Avoid sharing data. Sharing data involves mutexes, etc. which is generally painful and easy to mess up. Instead, constrain each bit of data to a single thread. If you need to interact with that data from another thread, "ask the other thread for help".

The way I like to do this is to use the queue module which takes care of its own locking. You can pass requests from one thread to another via a queue. In some cases, I even found it helpful to pass a callback on the queue. That's like saying, "Call this callback, but do it from your own thread."

Much of this approach now falls under the label of "actors". An actor is the combination of an input queue, a thread, and an object. I like to think of them as "living objects that you talk to asynchronously." However, even years before I had heard the term actor or knew how to code in Erlang, these tricks were still useful.

Comments

Anonymous said…
It just so happens I am writing an application using this very architecture. I made a class ThreadedQueueManager(threading.Thread) then a bunch of subclasses off that. Each step of the process is a subclass (pretty much each step interacts with some external resource) which gets a Job from a Queue.Queue, does a little part of the process, and passes it along the pipeline by putting the processed Job into an output Queue.Queue. So far so good.

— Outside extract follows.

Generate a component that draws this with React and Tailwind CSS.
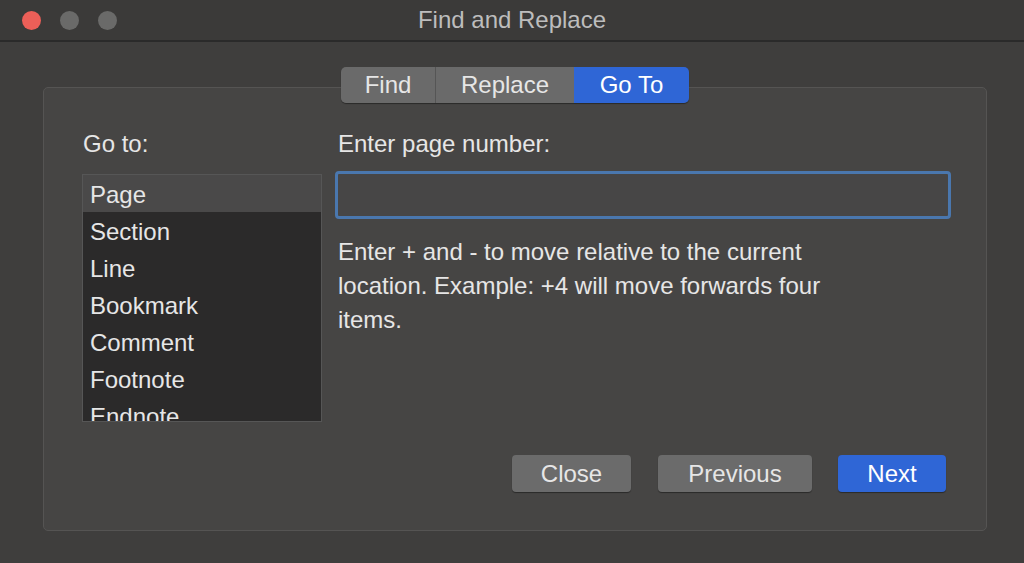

What I need though is a synchronized Set class. Basically I want a thread which polls the external resources, sees if they are available and puts them on an available Queue.Queue. Think of a kind of poolable resource.

My question is the built in Set class thread safe (beyond the global interpreter lock) or is there a PoolableResource class available somewhere without having to deal with too many low level mutexes, locks, etc?

Sorry for being lazy. I am happy to see this architectural pattern getting some air. It has worked pretty well for me so far creating a resource manager which parallelizes jobs across several subordinate processing resources.
The first ever 'major' python application i wrote - PyPsp - which was kind of a wrapper around ffmpeg so that i could convert videos to play on my psp (it did other stuff too). Well i did something like this. Create another thread that runs ffmpeg using subprocess, then read the output from ffmpeg and insert into a Queue object. The main thread of program was just cmd mainloop.

Alex Martelli also says that "always arrange for a single thread to deal with any given object or subsystem that is external to the program (such as a file, a database, a GUI, or a network connection)." - Python In A Nutshell, page 350.
> What I need though is a synchronized Set class. Basically I want a thread which polls the external resources, sees if they are available and puts them on an available Queue.Queue. Think of a kind of poolable resource...

> My question is the built in Set class thread safe (beyond the global interpreter lock) or is there a PoolableResource class available somewhere

I seriously doubt that the built-in set class is thread safe by way of mutexes. It's probably thread safe by way of the GIL, as you suggest. Somewhere, somebody has probably made a synchronized list or dict, but I don't know of one specifically. Again, perhaps it doesn't matter thanks to the GIL.

I'm a little confused. If you really have more than one thread trying to write to the set, that violates the whole principal of my post. My basic idea is that you avoid having multiple threads sharing data, with the exception of queues which are thread safe. You can always have multiple threads posting things to the same queue, and you can have a thread listening on the other side of that queue adding things to a set. You can also have multiple threads posting "Give me something from the set" requests onto the queue.
> Alex Martelli also says that "always arrange for a single thread to deal with any given object or subsystem that is external to the program (such as a file, a database, a GUI, or a network connection)." - Python In A Nutshell, page 350.

Yep, makes sense, although I'm not sure I'd want to do it for files unless NFS is involved ;)
Anonymous said…
> I'm a little confused. If you really have more than one thread trying to write to the set, that violates the whole principal of my post.

What happened in my app was this. I was chugging along fine with Threads and Queues until I needed to write a ResourcePollerManager. This Thread would poll a static list of external resource providers and put their address on a Queue if they were free. So the ResourcePollerManager is the only Thread putting stuff in the Queue, but there might be a couple Threads pulling these resources off.

The problems arose when I realized that I needed a Set not a Queue. The ResourcePollingManager might see that a resource has been free for several minutes and put its address into the Queue multiple times. This would be a bad thing since the consumer threads would pull that address off many times when in fact the resource was not free after the first time it got pulled off. That's how I came to think about Sets, but I wanted the thing to be synchronized beyond the GIL (maybe I just like things to be "correct" or maybe I was hoping to avoid a 1 in 10^6 race condition bug)

So the gist of it is that I am still using the same architectural pattern of Threads passing data through Queues, but in this case Queue would not do what I needed.
I see. A queue is not a place to store things. It is a way of communicating asynchronously.

If you use a synchronized set, that's cool, but that's not what this post is about. A synchronized set is actually the normal way a Java programmer might set things up. Again, that's not necessarily bad, but it's not what I'm talking about.

If you follow the spirit of what this post is about, then your resource poller thread would keep a private set of available resources. If another thread needed a resource, it would put a request into the queue asking for one. Then, the resource poller would respond with the resource.

The queues are for talking asynchronously, not for storing stuff. In fact, this "actor" approach says that each thread should have an input queue where you put messages for it to digest.

Hence, you give me a message on my queue, and I respond to you with a message on your queue.